Other top officials include the deputy prime minister and chair of state-owned VTB bank, Dmitry Grigorenko, and Igor Shuvalov, the chair of Russia’s state development bank, VEB, which plays an important role in funding its defence sector.

The EU is also targeting Russian “propagandists”, including the foreign ministry spokesperson, Maria Zakharova and head of the RT channel, Margarita Simonyan, both known for their strident anti-western rhetoric. Vladimir Solovyov, the pro-Kremlin presenter of the Russia One channel, also features.
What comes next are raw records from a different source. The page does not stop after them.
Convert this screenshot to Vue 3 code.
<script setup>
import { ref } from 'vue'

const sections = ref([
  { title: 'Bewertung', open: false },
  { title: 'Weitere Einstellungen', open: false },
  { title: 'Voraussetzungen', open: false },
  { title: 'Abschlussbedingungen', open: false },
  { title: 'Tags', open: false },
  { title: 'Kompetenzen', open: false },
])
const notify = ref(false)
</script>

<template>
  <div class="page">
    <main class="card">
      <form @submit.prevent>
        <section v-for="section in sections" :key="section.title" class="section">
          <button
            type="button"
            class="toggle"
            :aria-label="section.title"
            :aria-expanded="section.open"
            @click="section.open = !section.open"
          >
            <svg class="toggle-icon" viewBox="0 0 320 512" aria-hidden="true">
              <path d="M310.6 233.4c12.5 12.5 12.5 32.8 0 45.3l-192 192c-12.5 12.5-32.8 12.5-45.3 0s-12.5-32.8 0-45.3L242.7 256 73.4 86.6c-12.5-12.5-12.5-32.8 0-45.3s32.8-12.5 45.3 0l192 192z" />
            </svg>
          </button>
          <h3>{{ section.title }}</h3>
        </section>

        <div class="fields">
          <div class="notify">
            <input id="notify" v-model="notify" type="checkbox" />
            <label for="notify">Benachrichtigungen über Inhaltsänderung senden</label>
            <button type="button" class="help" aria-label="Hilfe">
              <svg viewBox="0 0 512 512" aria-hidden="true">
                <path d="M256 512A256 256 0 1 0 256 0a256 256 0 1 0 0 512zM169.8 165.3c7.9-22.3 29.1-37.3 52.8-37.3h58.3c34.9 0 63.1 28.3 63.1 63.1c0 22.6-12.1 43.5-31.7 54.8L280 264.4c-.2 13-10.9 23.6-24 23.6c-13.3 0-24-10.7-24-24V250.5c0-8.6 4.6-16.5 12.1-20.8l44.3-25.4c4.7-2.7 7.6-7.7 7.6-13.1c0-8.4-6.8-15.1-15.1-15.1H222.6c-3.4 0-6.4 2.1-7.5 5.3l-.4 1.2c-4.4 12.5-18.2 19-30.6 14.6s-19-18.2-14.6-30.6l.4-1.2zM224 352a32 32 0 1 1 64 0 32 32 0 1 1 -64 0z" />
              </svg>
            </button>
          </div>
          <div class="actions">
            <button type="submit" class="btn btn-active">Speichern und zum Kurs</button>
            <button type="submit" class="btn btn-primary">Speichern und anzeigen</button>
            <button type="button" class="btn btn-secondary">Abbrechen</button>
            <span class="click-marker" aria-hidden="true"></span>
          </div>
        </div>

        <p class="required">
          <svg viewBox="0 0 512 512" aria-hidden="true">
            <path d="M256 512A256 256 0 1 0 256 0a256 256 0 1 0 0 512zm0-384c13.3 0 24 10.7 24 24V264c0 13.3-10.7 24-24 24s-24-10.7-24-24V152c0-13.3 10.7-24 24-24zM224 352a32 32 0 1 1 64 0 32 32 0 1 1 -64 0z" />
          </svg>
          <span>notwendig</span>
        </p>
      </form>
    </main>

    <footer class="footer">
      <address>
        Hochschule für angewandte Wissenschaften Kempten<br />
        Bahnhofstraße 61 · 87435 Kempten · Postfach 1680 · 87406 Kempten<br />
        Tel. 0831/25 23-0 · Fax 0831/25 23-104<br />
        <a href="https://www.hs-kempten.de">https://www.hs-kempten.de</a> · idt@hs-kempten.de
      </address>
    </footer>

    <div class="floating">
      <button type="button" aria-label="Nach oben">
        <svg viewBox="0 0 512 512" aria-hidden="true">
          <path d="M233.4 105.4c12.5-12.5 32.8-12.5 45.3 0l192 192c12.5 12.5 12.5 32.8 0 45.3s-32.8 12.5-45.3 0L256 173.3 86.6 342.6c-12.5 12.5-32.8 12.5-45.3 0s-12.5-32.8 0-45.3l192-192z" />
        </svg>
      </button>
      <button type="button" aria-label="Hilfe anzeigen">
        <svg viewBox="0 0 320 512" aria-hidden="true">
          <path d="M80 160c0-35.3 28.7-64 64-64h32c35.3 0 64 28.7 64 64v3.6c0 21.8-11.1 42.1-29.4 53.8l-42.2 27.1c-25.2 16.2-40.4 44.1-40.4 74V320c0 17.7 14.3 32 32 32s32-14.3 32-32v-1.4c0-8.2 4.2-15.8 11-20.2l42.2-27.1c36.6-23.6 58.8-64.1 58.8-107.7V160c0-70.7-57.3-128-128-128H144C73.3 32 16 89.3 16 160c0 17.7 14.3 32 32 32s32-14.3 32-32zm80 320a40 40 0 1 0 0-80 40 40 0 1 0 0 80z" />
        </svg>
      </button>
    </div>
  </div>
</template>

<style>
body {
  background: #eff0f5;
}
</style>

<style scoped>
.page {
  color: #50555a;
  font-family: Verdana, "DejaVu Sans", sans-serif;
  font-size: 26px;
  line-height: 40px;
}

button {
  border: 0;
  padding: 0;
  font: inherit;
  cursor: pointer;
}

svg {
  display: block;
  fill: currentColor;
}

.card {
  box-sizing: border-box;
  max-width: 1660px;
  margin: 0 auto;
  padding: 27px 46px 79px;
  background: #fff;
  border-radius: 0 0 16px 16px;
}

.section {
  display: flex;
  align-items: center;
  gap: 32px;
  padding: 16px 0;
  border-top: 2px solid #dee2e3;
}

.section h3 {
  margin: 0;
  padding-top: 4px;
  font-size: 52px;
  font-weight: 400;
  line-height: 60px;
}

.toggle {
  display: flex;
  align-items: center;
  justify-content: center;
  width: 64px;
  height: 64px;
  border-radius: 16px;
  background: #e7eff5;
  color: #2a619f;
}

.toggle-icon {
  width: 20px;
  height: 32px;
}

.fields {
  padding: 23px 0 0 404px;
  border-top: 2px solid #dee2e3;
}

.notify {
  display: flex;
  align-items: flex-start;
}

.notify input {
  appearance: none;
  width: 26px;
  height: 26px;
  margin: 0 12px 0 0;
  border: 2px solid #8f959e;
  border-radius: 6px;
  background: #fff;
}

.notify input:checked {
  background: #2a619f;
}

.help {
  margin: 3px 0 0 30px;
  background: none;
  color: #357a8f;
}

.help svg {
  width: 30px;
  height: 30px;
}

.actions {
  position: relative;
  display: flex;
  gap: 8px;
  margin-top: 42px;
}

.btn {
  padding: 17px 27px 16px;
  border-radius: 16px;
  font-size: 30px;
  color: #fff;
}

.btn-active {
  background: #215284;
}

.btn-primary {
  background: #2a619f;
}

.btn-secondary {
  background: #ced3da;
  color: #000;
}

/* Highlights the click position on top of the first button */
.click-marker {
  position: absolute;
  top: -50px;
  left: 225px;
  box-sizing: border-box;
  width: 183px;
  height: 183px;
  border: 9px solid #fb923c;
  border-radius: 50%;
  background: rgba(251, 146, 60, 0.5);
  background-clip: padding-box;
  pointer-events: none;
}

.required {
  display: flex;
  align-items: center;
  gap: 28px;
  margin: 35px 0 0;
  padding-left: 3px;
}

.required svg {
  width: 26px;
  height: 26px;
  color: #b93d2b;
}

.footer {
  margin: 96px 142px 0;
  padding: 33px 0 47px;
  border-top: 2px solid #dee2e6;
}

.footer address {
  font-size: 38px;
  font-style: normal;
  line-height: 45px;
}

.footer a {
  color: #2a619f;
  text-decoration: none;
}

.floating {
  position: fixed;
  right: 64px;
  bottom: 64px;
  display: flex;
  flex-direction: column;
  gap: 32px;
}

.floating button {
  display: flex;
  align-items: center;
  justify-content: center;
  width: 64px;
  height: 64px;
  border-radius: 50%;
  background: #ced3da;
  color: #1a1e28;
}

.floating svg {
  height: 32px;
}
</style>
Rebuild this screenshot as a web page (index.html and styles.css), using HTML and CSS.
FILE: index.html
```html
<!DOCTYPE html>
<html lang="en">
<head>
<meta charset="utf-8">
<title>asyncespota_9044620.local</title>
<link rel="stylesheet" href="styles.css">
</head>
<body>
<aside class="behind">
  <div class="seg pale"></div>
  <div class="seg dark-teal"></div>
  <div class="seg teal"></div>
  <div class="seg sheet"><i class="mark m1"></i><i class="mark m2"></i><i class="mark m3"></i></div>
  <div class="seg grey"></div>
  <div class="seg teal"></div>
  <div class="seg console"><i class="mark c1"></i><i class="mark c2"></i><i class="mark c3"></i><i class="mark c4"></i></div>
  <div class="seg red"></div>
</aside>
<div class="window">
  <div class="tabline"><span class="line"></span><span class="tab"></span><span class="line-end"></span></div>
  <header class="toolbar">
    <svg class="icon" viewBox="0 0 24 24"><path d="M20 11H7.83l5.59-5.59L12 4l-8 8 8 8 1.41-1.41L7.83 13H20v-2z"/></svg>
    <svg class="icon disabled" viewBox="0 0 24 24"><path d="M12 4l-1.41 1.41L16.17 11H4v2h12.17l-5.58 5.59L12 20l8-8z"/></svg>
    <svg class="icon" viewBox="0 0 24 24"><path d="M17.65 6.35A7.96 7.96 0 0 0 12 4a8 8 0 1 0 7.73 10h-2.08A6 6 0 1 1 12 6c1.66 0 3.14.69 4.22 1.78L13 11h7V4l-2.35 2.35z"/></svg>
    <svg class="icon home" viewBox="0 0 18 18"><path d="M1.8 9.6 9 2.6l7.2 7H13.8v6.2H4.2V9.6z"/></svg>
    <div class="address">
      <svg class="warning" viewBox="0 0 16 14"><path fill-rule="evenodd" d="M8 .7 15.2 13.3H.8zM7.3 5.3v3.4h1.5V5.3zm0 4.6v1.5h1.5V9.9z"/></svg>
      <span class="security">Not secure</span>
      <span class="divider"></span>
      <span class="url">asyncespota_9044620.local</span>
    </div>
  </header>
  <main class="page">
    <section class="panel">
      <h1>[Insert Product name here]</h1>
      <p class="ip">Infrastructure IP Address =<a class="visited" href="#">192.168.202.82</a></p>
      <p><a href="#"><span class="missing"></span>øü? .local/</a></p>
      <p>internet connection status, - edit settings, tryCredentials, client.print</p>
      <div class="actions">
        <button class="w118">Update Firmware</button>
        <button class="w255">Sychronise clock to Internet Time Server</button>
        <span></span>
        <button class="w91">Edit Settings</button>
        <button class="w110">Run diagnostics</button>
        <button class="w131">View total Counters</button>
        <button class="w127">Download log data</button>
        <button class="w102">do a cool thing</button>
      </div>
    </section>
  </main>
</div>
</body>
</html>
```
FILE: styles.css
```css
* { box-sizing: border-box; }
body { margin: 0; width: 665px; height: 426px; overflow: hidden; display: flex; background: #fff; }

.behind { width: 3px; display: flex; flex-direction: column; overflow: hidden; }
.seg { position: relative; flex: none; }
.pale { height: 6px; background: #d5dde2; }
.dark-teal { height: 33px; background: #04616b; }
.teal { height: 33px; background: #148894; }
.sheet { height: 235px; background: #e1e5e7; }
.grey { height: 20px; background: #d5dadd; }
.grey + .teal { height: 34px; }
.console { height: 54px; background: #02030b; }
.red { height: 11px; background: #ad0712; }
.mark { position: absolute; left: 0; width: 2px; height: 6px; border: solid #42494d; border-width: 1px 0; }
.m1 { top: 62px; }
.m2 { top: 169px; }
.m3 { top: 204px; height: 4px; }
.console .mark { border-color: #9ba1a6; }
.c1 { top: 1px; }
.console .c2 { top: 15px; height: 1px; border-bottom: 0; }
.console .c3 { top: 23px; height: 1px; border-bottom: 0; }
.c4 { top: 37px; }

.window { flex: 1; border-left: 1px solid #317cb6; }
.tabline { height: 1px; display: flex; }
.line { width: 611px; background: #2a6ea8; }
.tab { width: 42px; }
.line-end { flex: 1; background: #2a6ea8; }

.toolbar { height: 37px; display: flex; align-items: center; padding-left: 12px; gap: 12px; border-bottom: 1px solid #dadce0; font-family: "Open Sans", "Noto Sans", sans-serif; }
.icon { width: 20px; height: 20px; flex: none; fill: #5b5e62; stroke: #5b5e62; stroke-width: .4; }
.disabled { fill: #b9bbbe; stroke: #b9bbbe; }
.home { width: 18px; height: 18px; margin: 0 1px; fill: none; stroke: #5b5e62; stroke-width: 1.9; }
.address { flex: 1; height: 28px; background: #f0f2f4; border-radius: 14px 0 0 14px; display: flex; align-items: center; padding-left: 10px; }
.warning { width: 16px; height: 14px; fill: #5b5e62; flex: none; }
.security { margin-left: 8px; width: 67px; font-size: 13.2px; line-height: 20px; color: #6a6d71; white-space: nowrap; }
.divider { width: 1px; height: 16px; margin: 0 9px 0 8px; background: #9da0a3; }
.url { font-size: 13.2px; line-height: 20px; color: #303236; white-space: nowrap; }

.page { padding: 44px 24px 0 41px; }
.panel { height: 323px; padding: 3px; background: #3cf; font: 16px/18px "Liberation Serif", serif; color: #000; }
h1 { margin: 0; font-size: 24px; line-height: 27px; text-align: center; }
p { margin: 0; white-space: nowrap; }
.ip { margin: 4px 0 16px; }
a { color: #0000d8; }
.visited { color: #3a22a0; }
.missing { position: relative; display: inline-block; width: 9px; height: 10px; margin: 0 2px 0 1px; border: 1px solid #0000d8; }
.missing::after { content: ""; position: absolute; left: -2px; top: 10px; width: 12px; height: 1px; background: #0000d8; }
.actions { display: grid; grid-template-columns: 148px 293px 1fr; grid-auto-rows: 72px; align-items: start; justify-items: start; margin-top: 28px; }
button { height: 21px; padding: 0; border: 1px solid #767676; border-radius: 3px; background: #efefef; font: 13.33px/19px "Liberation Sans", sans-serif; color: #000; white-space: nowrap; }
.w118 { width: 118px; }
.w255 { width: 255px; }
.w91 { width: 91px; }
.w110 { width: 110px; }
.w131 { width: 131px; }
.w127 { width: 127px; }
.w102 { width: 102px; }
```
Other notable figures include Yevgeny Prigozhin, described in US sanctions as the founder and unofficial head of the Wagner mercenary group, which is already subject to EU sanctions for what Brussels calls “responsibility for serious human rights abuses” and extrajudicial killings in Ukraine, Syria, Libya, the Central African Republic and other countries. Prigozhin, known as Putin’s chef, finances the Internet Research Agency, which has also been added to the EU sanctions list. Based in St Petersburg, the IRA is better known as the “troll factory”, where bloggers work around the clock to flood the global internet with pro-Putin and anti-western views.

Prigozhin’s mother and wife, who own companies with links to him, are also on the draft list.

The sanctioned banks are Bank Rossiya, believed by EU and western officials to be the personal bank for Putin and many of his officials, as well as Promsvyazbank and Vnesheconombank, both considered by EU officials to be instructed personally by the Russian president, with a key role in financing Russia’s defence sector.

The new measure constitutes the largest number of people added to the EU’s Russia sanctions, which currently cover 193 people and 48 companies linked to the annexation of Crimea and destabilisation of Ukraine. Many Russian Duma deputies are already subject to EU sanctions.

EU leaders have been invited to an emergency summit on Thursday, where they will hold further talks on sanctions. “Expect some more discussions on the broader big bang sanctions package later this week,” said the EU official.

Valdis Dombrovski, executive vice-president of the European Commission, said a second package of sanctions, including export controls, would be launched in the event of Russian troops moving beyond the Ukrainian territory held by Russian-backed separatists.

“If there is further Russian aggression and further incursion into Ukraine territory we are willing to step up our response also in terms of sanctions,” Dombrovskis told Reuters. Asked what such a stepping up would mean, he said: “It would concern economic sanctions in the area of trade, for example export controls.”

EU ministers unanimously approved the broad outlines of the existing package on Monday, after intense discussions about how to deter Putin. A few countries, notably Lithuania, wanted to hit the Kremlin with the strongest possible sanctions immediately; big member states France, Germany and Italy, however, argued for a more gradual approach.

“We want to have the possibility for deterrence so we could respond if there is further action by Russia,” the EU foreign policy chief, Josep Borrell, said following the ministerial meeting on Monday. “We said clearly that there will be new sanctions against Russia. We have an arsenal of possible actions. We didn’t want to do everything at once, because I think we have to monitor events as they occur.”

Sanctions, Borrell said, would cause economic damage, but had their limits. “Sanctions don’t have miraculous effects,” he said. “It’s not like a red light where everybody stops.”

Russia has said it will respond to any sanctions and its ambassador to the US, Anatoly Antonov, has claimed that any sanctions will hit global financial and energy markets.